Where they actually go
Plaza del Dos de Mayo
Malasaña — Stone benches, cheap Mahou cans, groups of 20-somethings on warm evenings. Smells like spilled beer and warm asphalt after 10pm on weeknights. The chinos on every corner supply the drinks.
Bodega de la Ardosa
Malasaña — Standing-room vermouth bar since 1892. Narrow, tiled walls, old regulars at the zinc counter. The tortilla de patatas is a local argument starter. Tourists rarely find it.
La Vía Láctea
Malasaña — Movida-era rock bar from the early 1980s. Sticky floors, dim red lighting, loud music. The crowd is 25-45 and speaks Spanish. Nobody orders cocktails here.

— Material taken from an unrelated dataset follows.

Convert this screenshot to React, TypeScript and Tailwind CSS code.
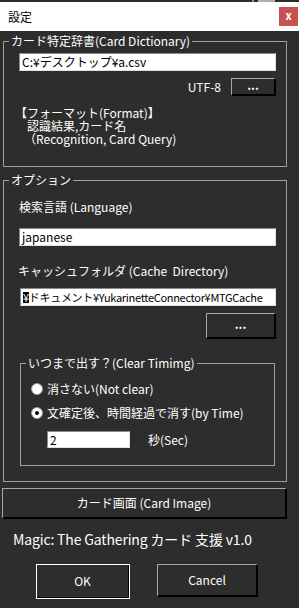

Taberna de Antonio Sánchez
Lavapiés — Wine bar since 1830. Stuffed bull heads, dark wood, zinc counter worn smooth. House tinto at €2.50. Quiet on weekday afternoons, fills by 9pm Thursday onward.
Calle del Ave María bars
Lavapiés — Thursday-night strip for the music and theater crowd. Small bars with hand-chalked specials on blackboards. Flamenco guitar drifts from upper-floor windows at dusk.
Mercado de Vallehermoso
Chamberí — 30-stall neighborhood market. Grilled pulpo smoke at the entrance, office workers at bar stools for €10-12 menú del día. No tourist stalls, no souvenir shops.
Café Comercial
Chamberí — Marble tables, rattling ceiling fans, chess players before noon. Opened 1887, closed 2015, reopened 2017. The upstairs room stays quiet and cool on weekday mornings.
Plaza de Olavide
Chamberí — Terraza-ringed plaza where Chamberí families gather at 8pm in summer. Conversational volume until 11pm. Draft beer and patatas bravas on every table. Warm stone underfoot at midnight.
Usera Sichuan strip
Usera — Calle de Marcelo Usera, €8-12 Sichuan dishes, zero tourist presence. Chili oil smell from half a block away. Families fill tables by 9:30pm on weekends. Point-and-order menus.
Best times to visit
Weeknights after 10pm for Malasaña and Lavapiés bars. Weekday lunch 1:30-3pm at Chamberí's Mercado de Vallehermoso. Thursday 10pm-1am on Calle del Ave María for live music. Summer terrazas peak 9pm-midnight, May through September. Avoid Sol and Gran Vía Friday-Saturday 6-10pm.